AIM OF THE EXERCISE
Take the lines from the one bearing "Reproduce this screenshot" to the one bearing "text-[#2c323e] outline-none rounded-none';", inclusive, and reproduce them exactly; include no other line.

SUPPLIED RECORDS
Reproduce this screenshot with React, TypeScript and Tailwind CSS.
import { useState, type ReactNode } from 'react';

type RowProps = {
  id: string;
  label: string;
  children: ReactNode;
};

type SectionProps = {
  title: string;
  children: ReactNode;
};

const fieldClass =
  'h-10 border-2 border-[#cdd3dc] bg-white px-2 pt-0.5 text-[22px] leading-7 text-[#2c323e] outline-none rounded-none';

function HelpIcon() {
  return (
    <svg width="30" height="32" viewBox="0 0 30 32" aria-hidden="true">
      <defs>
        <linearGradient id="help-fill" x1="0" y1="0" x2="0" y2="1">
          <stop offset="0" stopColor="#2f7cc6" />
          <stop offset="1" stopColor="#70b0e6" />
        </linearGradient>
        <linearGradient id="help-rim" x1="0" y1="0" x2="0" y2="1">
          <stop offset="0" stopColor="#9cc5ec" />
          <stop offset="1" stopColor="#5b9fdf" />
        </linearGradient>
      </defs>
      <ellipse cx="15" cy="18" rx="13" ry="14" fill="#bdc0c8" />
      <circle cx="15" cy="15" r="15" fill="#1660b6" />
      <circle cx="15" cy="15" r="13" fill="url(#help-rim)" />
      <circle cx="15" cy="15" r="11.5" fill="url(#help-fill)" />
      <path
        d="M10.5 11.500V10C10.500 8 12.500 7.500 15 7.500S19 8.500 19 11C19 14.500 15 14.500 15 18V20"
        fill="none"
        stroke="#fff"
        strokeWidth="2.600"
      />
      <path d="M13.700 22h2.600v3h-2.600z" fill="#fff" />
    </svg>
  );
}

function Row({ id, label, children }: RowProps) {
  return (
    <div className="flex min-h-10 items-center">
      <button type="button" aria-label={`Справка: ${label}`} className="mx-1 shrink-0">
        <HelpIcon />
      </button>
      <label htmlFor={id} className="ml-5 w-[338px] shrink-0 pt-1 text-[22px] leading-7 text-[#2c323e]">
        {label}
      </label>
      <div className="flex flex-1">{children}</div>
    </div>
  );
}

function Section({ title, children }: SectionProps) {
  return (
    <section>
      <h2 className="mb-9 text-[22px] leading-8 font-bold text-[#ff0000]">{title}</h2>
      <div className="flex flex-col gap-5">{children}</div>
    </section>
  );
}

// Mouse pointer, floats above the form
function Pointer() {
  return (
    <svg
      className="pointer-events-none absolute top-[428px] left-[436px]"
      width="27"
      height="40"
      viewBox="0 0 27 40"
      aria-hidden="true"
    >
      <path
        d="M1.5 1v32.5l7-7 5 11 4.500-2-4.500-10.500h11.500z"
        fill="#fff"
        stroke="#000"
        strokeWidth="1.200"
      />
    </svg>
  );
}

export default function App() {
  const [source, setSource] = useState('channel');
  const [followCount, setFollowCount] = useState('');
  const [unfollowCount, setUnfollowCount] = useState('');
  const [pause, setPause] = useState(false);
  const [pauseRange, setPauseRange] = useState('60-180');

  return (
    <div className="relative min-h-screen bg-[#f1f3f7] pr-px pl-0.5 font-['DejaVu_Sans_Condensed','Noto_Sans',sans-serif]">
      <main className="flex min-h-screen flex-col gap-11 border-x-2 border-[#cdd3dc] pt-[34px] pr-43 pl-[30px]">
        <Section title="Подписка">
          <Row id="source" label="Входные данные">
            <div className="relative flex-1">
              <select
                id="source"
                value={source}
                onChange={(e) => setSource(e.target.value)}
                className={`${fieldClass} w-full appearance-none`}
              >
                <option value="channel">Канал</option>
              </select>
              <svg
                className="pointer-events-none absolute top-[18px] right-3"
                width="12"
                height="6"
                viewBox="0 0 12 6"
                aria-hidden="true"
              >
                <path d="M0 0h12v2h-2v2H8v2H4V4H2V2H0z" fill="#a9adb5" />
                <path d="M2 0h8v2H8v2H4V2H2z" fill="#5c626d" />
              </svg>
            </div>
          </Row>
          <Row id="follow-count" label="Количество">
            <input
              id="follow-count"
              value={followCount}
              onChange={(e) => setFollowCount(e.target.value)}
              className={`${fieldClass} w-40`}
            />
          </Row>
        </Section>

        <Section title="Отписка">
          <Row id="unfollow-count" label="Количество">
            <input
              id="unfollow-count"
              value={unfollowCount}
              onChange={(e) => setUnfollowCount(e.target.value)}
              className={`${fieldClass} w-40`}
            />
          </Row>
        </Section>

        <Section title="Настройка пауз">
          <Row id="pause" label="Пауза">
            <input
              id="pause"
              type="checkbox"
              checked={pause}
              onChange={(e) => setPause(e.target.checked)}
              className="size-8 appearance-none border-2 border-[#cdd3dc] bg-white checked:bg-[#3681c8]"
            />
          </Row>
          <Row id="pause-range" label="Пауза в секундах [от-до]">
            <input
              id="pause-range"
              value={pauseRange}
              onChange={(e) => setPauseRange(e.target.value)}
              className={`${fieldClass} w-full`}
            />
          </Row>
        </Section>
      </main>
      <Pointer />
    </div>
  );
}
...
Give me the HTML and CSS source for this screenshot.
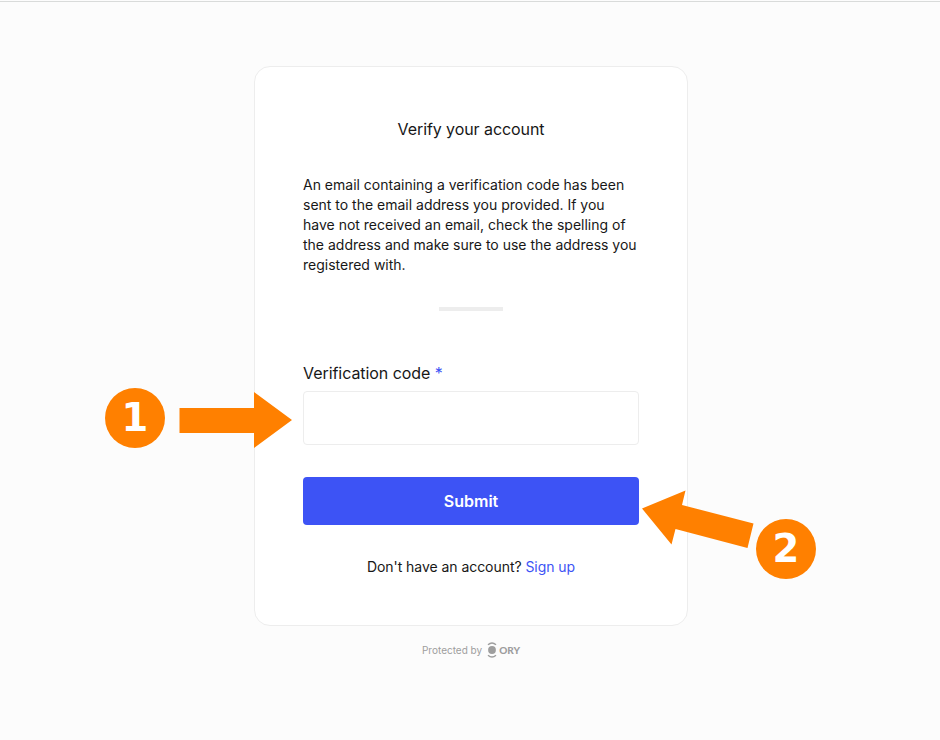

EXERCISE RESULT
Reproduce this screenshot with React, TypeScript and Tailwind CSS.
import { useState, type ReactNode } from 'react';

type RowProps = {
  id: string;
  label: string;
  children: ReactNode;
};

type SectionProps = {
  title: string;
  children: ReactNode;
};

const fieldClass =
  'h-10 border-2 border-[#cdd3dc] bg-white px-2 pt-0.5 text-[22px] leading-7 text-[#2c323e] outline-none rounded-none';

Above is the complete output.